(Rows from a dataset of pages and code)
◇ ◇ ◇ ◇

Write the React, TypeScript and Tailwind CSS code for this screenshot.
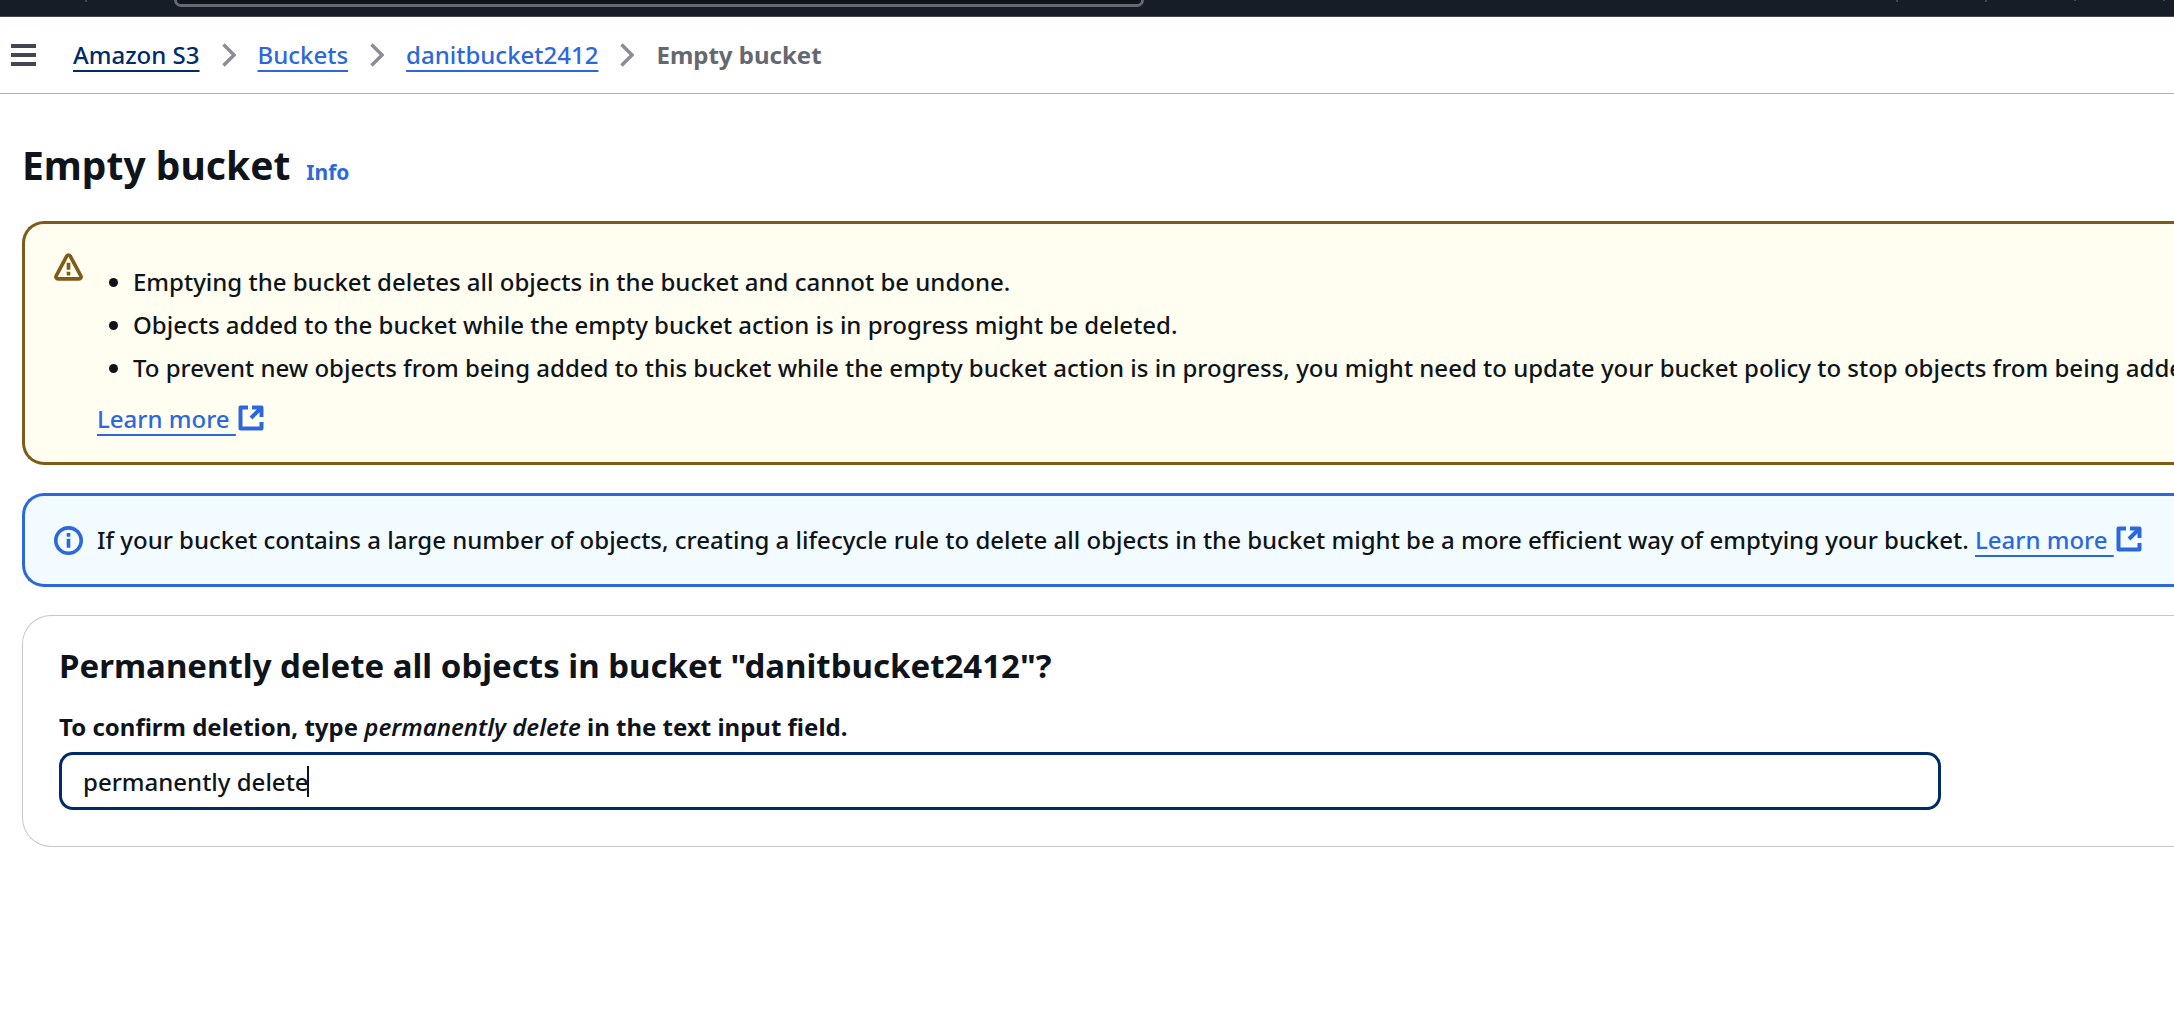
import React, { useState } from "react";

function ChevronIcon() {
  return (
    <svg aria-hidden="true" className="h-6 w-[14px] shrink-0" viewBox="0 0 14 24" fill="none" stroke="#8c8c94" strokeWidth="3.4">
      <path d="M1.5 1.5L12 12L1.5 22.5" />
    </svg>
  );
}

function WarningIcon() {
  return (
    <svg aria-hidden="true" className="size-[29px] shrink-0" viewBox="0 0 16 16" fill="none" stroke="#7f5b18" strokeWidth="2" strokeLinejoin="round">
      <path d="M7.1 1.6a1.05 1.05 0 0 1 1.8 0l5.9 11c.4.8-.1 1.7-1 1.7H2.2c-.9 0-1.4-.9-1-1.7z" />
      <path d="M8 5.4v3.9M8 10.4v2" />
    </svg>
  );
}

function InfoIcon() {
  return (
    <svg aria-hidden="true" className="size-[29px] shrink-0" viewBox="0 0 16 16" fill="none" stroke="#2c68dc" strokeWidth="2">
      <circle cx="8" cy="8" r="7" />
      <path d="M8 3.9v2M8 7v5" />
    </svg>
  );
}

function ExternalIcon() {
  return (
    <svg aria-hidden="true" className="ml-0.5 inline-block size-[26px] align-[-3px]" viewBox="0 0 26 26" fill="none" stroke="currentColor" strokeWidth="4" strokeLinejoin="round">
      <path d="M10 2.5H2.5v21h21V17" />
      <path d="M14 2.5h9.5V12" />
      <path d="M23 3L13 13" />
    </svg>
  );
}

const underline = "underline decoration-2 underline-offset-[6px]";

function LearnMore() {
  return (
    <a href="#learn-more" className="whitespace-nowrap text-[#2c68dc]">
      <span className={`whitespace-pre ${underline}`}>{"Learn more "}</span>
      <ExternalIcon />
    </a>
  );
}

const warnings = [
  "Emptying the bucket deletes all objects in the bucket and cannot be undone.",
  "Objects added to the bucket while the empty bucket action is in progress might be deleted.",
  "To prevent new objects from being added to this bucket while the empty bucket action is in progress, you might need to update your bucket policy to stop objects from being added.",
];

export default function App() {
  const [confirmation, setConfirmation] = useState("permanently delete");
  return (
    <div className="min-h-screen overflow-hidden bg-white font-['Noto_Sans',sans-serif] text-2xl leading-9 font-medium text-[#0f141a]">
      <header className="flex h-[17px] items-start overflow-hidden border-b border-[#424650] bg-[#161d26]">
        <div className="ml-[85px] h-[2px] w-[2px] bg-[#424650]" />
        <div className="ml-[87px] h-[7px] w-[970px] rounded-b-2xl border-x-[3px] border-b-[3px] border-[#656871] bg-[#0f141a]" />
        <div className="ml-auto flex gap-[87px] pr-[9px]">
          <div className="h-[2px] w-[2px] bg-[#424650]" />
          <div className="h-[2px] w-[2px] bg-[#424650]" />
          <div className="h-px w-[2px] bg-[#424650]" />
          <div className="h-px w-[2px] bg-[#424650]" />
        </div>
      </header>

      <nav aria-label="Breadcrumbs" className="flex h-[77px] items-center border-b border-[#b0b0b5] pl-[11px]">
        <button type="button" aria-label="Open navigation" className="mr-[37px] shrink-0">
          <svg className="h-6 w-[25px]" viewBox="0 0 25 24" stroke="#424650" strokeWidth="4">
            <path d="M0 3h25M0 12h25M0 21h25" />
          </svg>
        </button>
        <ol className="flex items-center gap-[22px] whitespace-nowrap">
          <li><a href="#s3" className={`text-[#002b66] ${underline}`}>Amazon S3</a></li>
          <li><ChevronIcon /></li>
          <li><a href="#buckets" className={`text-[#2c68dc] ${underline}`}>Buckets</a></li>
          <li><ChevronIcon /></li>
          <li><a href="#bucket" className={`text-[#2c68dc] ${underline}`}>danitbucket2412</a></li>
          <li><ChevronIcon /></li>
          <li aria-current="page" className="font-bold text-[#656871]">Empty bucket</li>
        </ol>
      </nav>

      <main className="pt-[47px] pl-[22px]">
        <div className="flex items-baseline gap-4">
          <h1 className="text-[39px] leading-[48px] font-bold">Empty bucket</h1>
          <a href="#info" className="text-[21px] font-bold text-[#2c68dc]">Info</a>
        </div>

        <section className="mt-[31px] flex gap-[14px] rounded-l-[22px] border-y-[3px] border-l-[3px] border-[#7f5b18] bg-[#fffef0] pt-[29px] pb-[25px] pl-[29px]">
          <WarningIcon />
          <div className="min-w-0 flex-1 pt-[11px]">
            <ul className="flex list-disc flex-col gap-[7px] pl-9 whitespace-nowrap">
              {warnings.map((text) => <li key={text}>{text}</li>)}
            </ul>
            <p className="mt-[15px]"><LearnMore /></p>
          </div>
        </section>

        <section className="mt-7 flex items-center gap-[14px] rounded-l-[22px] border-y-[3px] border-l-[3px] border-[#2c68dc] bg-[#f2fbff] py-[26px] pl-[29px]">
          <InfoIcon />
          <p className="whitespace-nowrap">
            If your bucket contains a large number of objects, creating a lifecycle rule to delete all objects in the bucket might be a more efficient way of emptying your bucket. <LearnMore />
          </p>
        </section>

        <section className="mt-7 rounded-l-[29px] border-y border-l border-[#c6c6cd] pt-[30px] pb-9 pl-9">
          <h2 className="text-[33px] leading-10 font-bold">Permanently delete all objects in bucket "danitbucket2412"?</h2>
          <label htmlFor="confirm" className="mt-[23px] block font-bold">
            To confirm deletion, type <em className="font-semibold">permanently delete</em> in the text input field.
          </label>
          <div className="relative mt-[7px] w-[89%]">
            <input
              id="confirm"
              type="text"
              value={confirmation}
              onChange={(e) => setConfirmation(e.target.value)}
              className="block h-[58px] w-full rounded-[14px] border-[3px] border-[#002b66] bg-white px-[21px] caret-transparent outline-none"
            />
            <span aria-hidden="true" className="absolute top-[14px] left-[248px] h-[31px] w-[2px] bg-[#0f141a]" />
          </div>
        </section>
      </main>
    </div>
  );
}
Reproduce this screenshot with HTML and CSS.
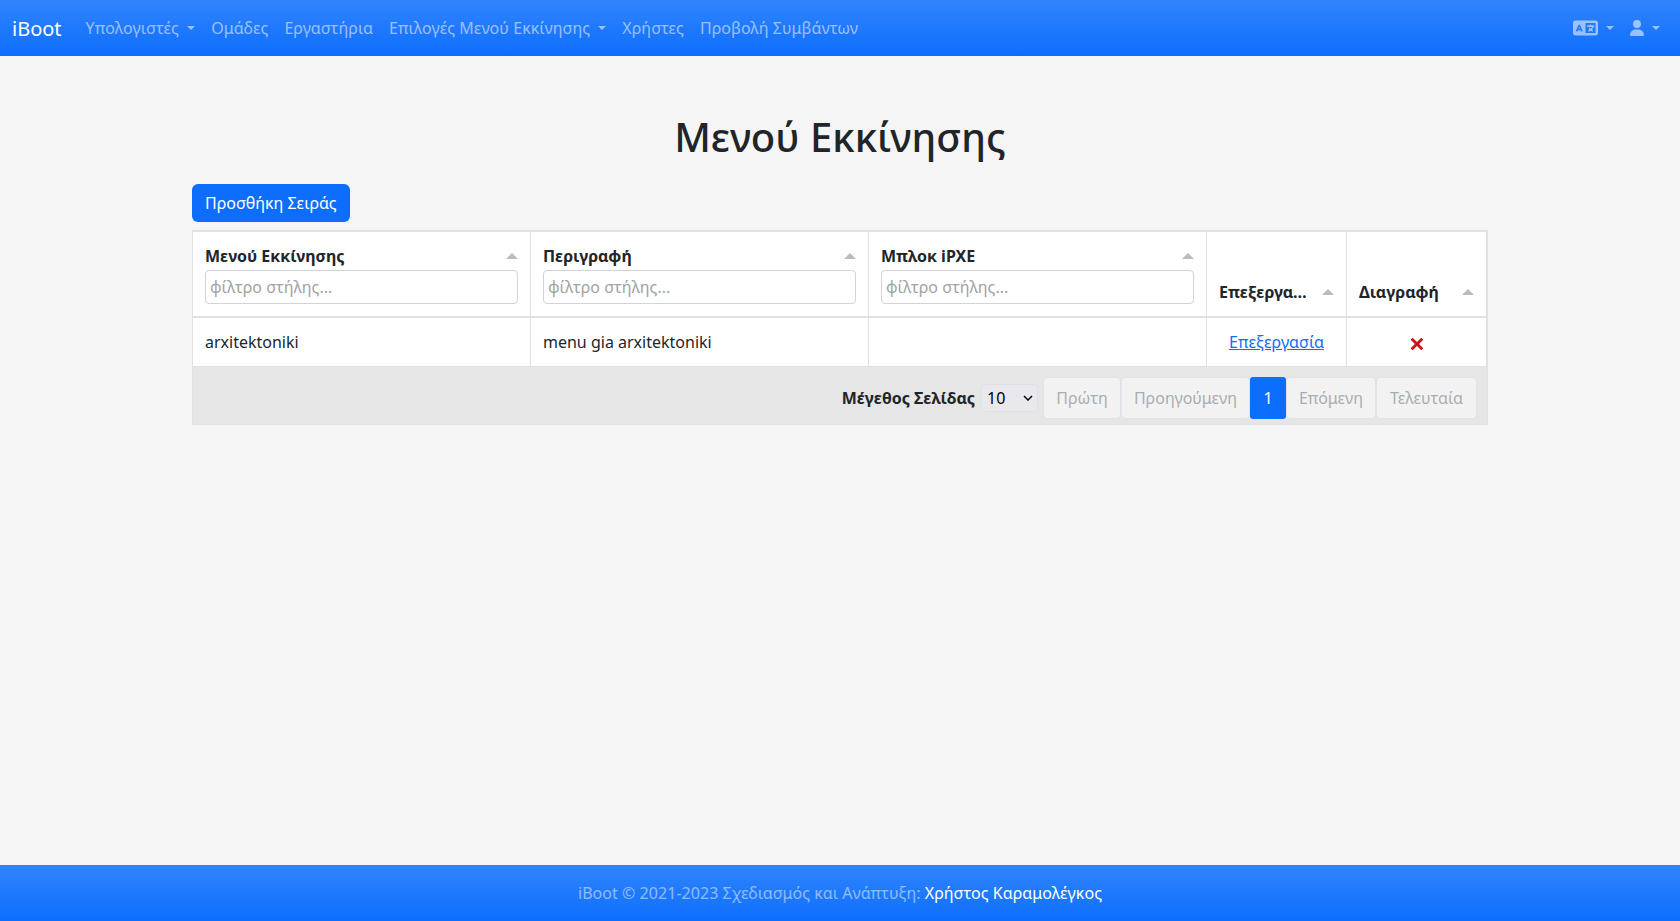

◇ ◇ ◇ ◇

● **DO THIS**
Exclude every picture and copy the remaining data exactly.

● **RESPONSE TO THIS EXERCISE**
Write the React, TypeScript and Tailwind CSS code for this screenshot.
import React, { useState } from "react";

function ChevronIcon() {
  return (
    <svg aria-hidden="true" className="h-6 w-[14px] shrink-0" viewBox="0 0 14 24" fill="none" stroke="#8c8c94" strokeWidth="3.4">
      <path d="M1.5 1.5L12 12L1.5 22.5" />
    </svg>
  );
}

function WarningIcon() {
  return (
    <svg aria-hidden="true" className="size-[29px] shrink-0" viewBox="0 0 16 16" fill="none" stroke="#7f5b18" strokeWidth="2" strokeLinejoin="round">
      <path d="M7.1 1.6a1.05 1.05 0 0 1 1.8 0l5.9 11c.4.8-.1 1.7-1 1.7H2.2c-.9 0-1.4-.9-1-1.7z" />
      <path d="M8 5.4v3.9M8 10.4v2" />
    </svg>
  );
}

function InfoIcon() {
  return (
    <svg aria-hidden="true" className="size-[29px] shrink-0" viewBox="0 0 16 16" fill="none" stroke="#2c68dc" strokeWidth="2">
      <circle cx="8" cy="8" r="7" />
      <path d="M8 3.9v2M8 7v5" />
    </svg>
  );
}

function ExternalIcon() {
  return (
    <svg aria-hidden="true" className="ml-0.5 inline-block size-[26px] align-[-3px]" viewBox="0 0 26 26" fill="none" stroke="currentColor" strokeWidth="4" strokeLinejoin="round">
      <path d="M10 2.5H2.5v21h21V17" />
      <path d="M14 2.5h9.5V12" />
      <path d="M23 3L13 13" />
    </svg>
  );
}

const underline = "underline decoration-2 underline-offset-[6px]";

function LearnMore() {
  return (
    <a href="#learn-more" className="whitespace-nowrap text-[#2c68dc]">
      <span className={`whitespace-pre ${underline}`}>{"Learn more "}</span>
      <ExternalIcon />
    </a>
  );
}

const warnings = [
  "Emptying the bucket deletes all objects in the bucket and cannot be undone.",
  "Objects added to the bucket while the empty bucket action is in progress might be deleted.",
  "To prevent new objects from being added to this bucket while the empty bucket action is in progress, you might need to update your bucket policy to stop objects from being added.",
];

export default function App() {
  const [confirmation, setConfirmation] = useState("permanently delete");
  return (
    <div className="min-h-screen overflow-hidden bg-white font-['Noto_Sans',sans-serif] text-2xl leading-9 font-medium text-[#0f141a]">
      <header className="flex h-[17px] items-start overflow-hidden border-b border-[#424650] bg-[#161d26]">
        <div className="ml-[85px] h-[2px] w-[2px] bg-[#424650]" />
        <div className="ml-[87px] h-[7px] w-[970px] rounded-b-2xl border-x-[3px] border-b-[3px] border-[#656871] bg-[#0f141a]" />
        <div className="ml-auto flex gap-[87px] pr-[9px]">
          <div className="h-[2px] w-[2px] bg-[#424650]" />
          <div className="h-[2px] w-[2px] bg-[#424650]" />
          <div className="h-px w-[2px] bg-[#424650]" />
          <div className="h-px w-[2px] bg-[#424650]" />
        </div>
      </header>

      <nav aria-label="Breadcrumbs" className="flex h-[77px] items-center border-b border-[#b0b0b5] pl-[11px]">
        <button type="button" aria-label="Open navigation" className="mr-[37px] shrink-0">
          <svg className="h-6 w-[25px]" viewBox="0 0 25 24" stroke="#424650" strokeWidth="4">
            <path d="M0 3h25M0 12h25M0 21h25" />
          </svg>
        </button>
        <ol className="flex items-center gap-[22px] whitespace-nowrap">
          <li><a href="#s3" className={`text-[#002b66] ${underline}`}>Amazon S3</a></li>
          <li><ChevronIcon /></li>
          <li><a href="#buckets" className={`text-[#2c68dc] ${underline}`}>Buckets</a></li>
          <li><ChevronIcon /></li>
          <li><a href="#bucket" className={`text-[#2c68dc] ${underline}`}>danitbucket2412</a></li>
          <li><ChevronIcon /></li>
          <li aria-current="page" className="font-bold text-[#656871]">Empty bucket</li>
        </ol>
      </nav>

      <main className="pt-[47px] pl-[22px]">
        <div className="flex items-baseline gap-4">
          <h1 className="text-[39px] leading-[48px] font-bold">Empty bucket</h1>
          <a href="#info" className="text-[21px] font-bold text-[#2c68dc]">Info</a>
        </div>

        <section className="mt-[31px] flex gap-[14px] rounded-l-[22px] border-y-[3px] border-l-[3px] border-[#7f5b18] bg-[#fffef0] pt-[29px] pb-[25px] pl-[29px]">
          <WarningIcon />
          <div className="min-w-0 flex-1 pt-[11px]">
            <ul className="flex list-disc flex-col gap-[7px] pl-9 whitespace-nowrap">
              {warnings.map((text) => <li key={text}>{text}</li>)}
            </ul>
            <p className="mt-[15px]"><LearnMore /></p>
          </div>
        </section>

        <section className="mt-7 flex items-center gap-[14px] rounded-l-[22px] border-y-[3px] border-l-[3px] border-[#2c68dc] bg-[#f2fbff] py-[26px] pl-[29px]">
          <InfoIcon />
          <p className="whitespace-nowrap">
            If your bucket contains a large number of objects, creating a lifecycle rule to delete all objects in the bucket might be a more efficient way of emptying your bucket. <LearnMore />
          </p>
        </section>

        <section className="mt-7 rounded-l-[29px] border-y border-l border-[#c6c6cd] pt-[30px] pb-9 pl-9">
          <h2 className="text-[33px] leading-10 font-bold">Permanently delete all objects in bucket "danitbucket2412"?</h2>
          <label htmlFor="confirm" className="mt-[23px] block font-bold">
            To confirm deletion, type <em className="font-semibold">permanently delete</em> in the text input field.
          </label>
          <div className="relative mt-[7px] w-[89%]">
            <input
              id="confirm"
              type="text"
              value={confirmation}
              onChange={(e) => setConfirmation(e.target.value)}
              className="block h-[58px] w-full rounded-[14px] border-[3px] border-[#002b66] bg-white px-[21px] caret-transparent outline-none"
            />
            <span aria-hidden="true" className="absolute top-[14px] left-[248px] h-[31px] w-[2px] bg-[#0f141a]" />
          </div>
        </section>
      </main>
    </div>
  );
}
Reproduce this screenshot with HTML and CSS.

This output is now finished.